[DATASET RECORDS start]

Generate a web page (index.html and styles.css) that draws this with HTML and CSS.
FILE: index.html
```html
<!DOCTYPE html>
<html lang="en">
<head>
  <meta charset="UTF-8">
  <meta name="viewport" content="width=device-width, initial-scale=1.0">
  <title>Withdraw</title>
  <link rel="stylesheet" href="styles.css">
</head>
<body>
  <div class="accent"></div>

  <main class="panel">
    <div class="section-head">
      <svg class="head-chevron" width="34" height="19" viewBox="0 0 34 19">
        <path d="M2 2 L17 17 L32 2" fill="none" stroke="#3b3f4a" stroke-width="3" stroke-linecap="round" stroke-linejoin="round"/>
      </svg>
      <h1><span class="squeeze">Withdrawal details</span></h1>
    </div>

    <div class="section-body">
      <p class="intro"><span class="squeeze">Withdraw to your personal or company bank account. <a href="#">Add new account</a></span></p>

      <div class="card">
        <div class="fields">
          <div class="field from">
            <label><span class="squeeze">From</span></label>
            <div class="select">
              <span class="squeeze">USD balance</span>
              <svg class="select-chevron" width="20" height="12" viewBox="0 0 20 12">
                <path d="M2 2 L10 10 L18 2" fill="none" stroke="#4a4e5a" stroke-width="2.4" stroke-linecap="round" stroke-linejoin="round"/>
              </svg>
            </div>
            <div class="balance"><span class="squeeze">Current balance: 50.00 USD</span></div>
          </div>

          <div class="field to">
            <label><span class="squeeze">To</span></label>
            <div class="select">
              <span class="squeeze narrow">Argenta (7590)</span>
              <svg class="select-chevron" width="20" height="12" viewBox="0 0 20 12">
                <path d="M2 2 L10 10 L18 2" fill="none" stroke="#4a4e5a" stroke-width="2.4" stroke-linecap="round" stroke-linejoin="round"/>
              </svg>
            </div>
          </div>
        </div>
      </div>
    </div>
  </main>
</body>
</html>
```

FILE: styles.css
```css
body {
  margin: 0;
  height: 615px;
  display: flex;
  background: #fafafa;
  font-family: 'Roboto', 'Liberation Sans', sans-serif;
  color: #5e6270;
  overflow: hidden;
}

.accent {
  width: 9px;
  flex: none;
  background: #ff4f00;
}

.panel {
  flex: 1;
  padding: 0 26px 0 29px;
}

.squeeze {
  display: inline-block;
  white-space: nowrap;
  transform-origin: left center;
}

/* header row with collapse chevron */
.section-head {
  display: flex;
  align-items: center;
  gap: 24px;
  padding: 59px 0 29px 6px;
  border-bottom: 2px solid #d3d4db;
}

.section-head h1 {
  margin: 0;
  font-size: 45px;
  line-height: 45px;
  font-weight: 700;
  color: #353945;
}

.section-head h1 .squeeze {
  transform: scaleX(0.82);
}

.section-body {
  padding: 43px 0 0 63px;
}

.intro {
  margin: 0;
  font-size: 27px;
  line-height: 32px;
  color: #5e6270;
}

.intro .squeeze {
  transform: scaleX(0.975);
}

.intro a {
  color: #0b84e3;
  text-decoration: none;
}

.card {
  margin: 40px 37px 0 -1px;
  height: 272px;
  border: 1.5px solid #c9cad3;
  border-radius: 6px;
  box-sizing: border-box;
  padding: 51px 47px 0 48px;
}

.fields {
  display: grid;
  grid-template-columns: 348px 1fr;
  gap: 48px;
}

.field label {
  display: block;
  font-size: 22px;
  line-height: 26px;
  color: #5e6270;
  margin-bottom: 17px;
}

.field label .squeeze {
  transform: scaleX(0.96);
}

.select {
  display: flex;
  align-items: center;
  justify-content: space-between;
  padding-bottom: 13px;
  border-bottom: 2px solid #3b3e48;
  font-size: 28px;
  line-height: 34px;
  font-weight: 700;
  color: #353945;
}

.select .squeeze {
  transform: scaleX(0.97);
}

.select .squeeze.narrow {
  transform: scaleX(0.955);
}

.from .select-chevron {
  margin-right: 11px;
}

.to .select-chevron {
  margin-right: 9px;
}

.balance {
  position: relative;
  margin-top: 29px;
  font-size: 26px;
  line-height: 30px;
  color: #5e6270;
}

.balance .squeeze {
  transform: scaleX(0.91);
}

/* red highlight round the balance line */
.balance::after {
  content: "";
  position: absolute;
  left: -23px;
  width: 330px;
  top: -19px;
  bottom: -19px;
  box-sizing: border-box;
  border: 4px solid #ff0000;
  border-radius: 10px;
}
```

[DATASET RECORDS end]
[DATASET RECORDS start]

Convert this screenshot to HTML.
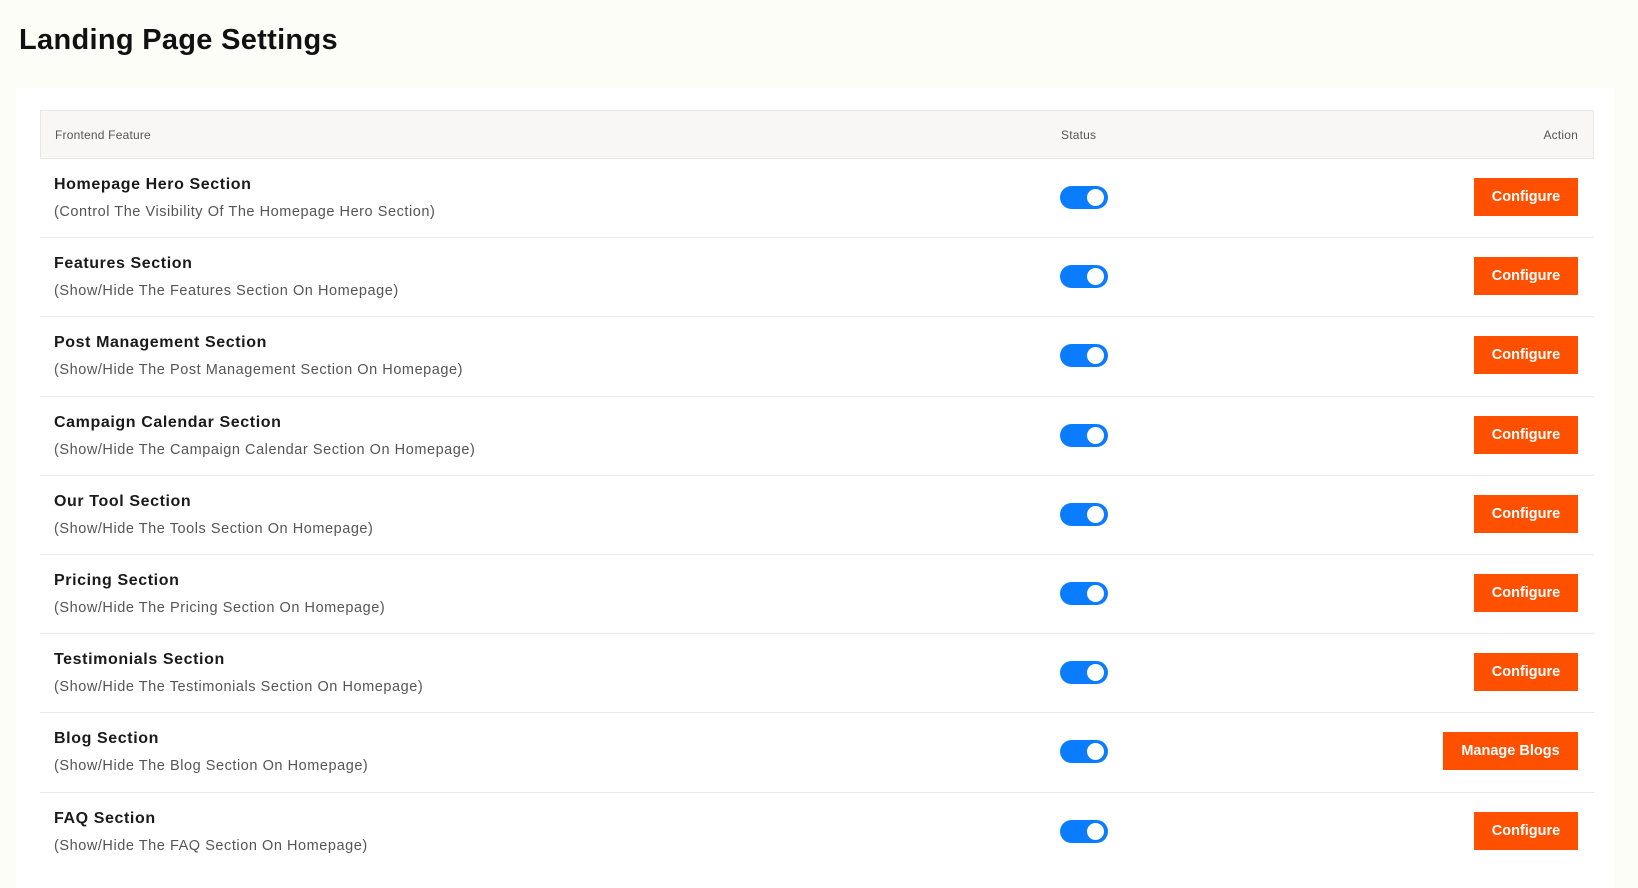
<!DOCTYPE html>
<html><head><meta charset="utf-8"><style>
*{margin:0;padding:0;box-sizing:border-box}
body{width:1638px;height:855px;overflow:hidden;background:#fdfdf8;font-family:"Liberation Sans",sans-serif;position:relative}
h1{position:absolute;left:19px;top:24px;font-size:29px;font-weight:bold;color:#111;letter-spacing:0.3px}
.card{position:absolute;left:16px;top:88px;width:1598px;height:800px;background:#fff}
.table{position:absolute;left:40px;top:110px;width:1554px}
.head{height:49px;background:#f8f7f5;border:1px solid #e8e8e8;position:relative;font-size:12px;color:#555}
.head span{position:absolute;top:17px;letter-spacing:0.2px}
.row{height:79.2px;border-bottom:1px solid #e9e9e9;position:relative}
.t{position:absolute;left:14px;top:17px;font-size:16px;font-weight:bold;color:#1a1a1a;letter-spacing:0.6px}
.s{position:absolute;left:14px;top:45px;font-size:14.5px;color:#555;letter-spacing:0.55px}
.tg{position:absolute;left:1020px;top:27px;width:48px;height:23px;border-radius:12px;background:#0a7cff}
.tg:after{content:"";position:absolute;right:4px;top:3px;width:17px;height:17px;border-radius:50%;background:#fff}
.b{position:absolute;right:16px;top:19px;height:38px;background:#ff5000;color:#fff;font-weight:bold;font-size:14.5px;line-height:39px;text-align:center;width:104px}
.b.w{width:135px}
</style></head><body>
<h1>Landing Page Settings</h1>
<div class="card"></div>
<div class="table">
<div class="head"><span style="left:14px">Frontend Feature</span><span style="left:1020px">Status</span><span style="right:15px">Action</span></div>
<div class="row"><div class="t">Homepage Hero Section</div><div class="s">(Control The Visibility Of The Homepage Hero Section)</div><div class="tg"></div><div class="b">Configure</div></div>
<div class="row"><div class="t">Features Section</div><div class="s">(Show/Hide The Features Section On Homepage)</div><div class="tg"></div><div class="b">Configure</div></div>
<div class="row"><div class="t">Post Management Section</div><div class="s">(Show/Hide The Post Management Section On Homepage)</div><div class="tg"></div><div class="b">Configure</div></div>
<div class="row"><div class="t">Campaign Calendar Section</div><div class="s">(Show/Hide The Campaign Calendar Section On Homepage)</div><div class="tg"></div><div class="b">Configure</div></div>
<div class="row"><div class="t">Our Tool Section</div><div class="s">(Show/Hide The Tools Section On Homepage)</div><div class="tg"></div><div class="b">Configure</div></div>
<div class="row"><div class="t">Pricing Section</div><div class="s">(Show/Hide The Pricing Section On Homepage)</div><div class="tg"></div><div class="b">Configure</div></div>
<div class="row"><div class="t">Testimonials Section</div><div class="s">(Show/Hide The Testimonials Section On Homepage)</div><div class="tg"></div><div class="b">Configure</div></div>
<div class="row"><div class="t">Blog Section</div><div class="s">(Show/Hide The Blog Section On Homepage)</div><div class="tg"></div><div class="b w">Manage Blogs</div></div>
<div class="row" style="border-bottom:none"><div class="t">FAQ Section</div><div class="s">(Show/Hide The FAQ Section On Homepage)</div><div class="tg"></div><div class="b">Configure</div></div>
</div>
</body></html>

[DATASET RECORDS end]

Copy down every line of the material above that includes the string "this".

# [EXERCISE ANSWER]
Generate a web page (index.html and styles.css) that draws this with HTML and CSS.
Convert this screenshot to HTML.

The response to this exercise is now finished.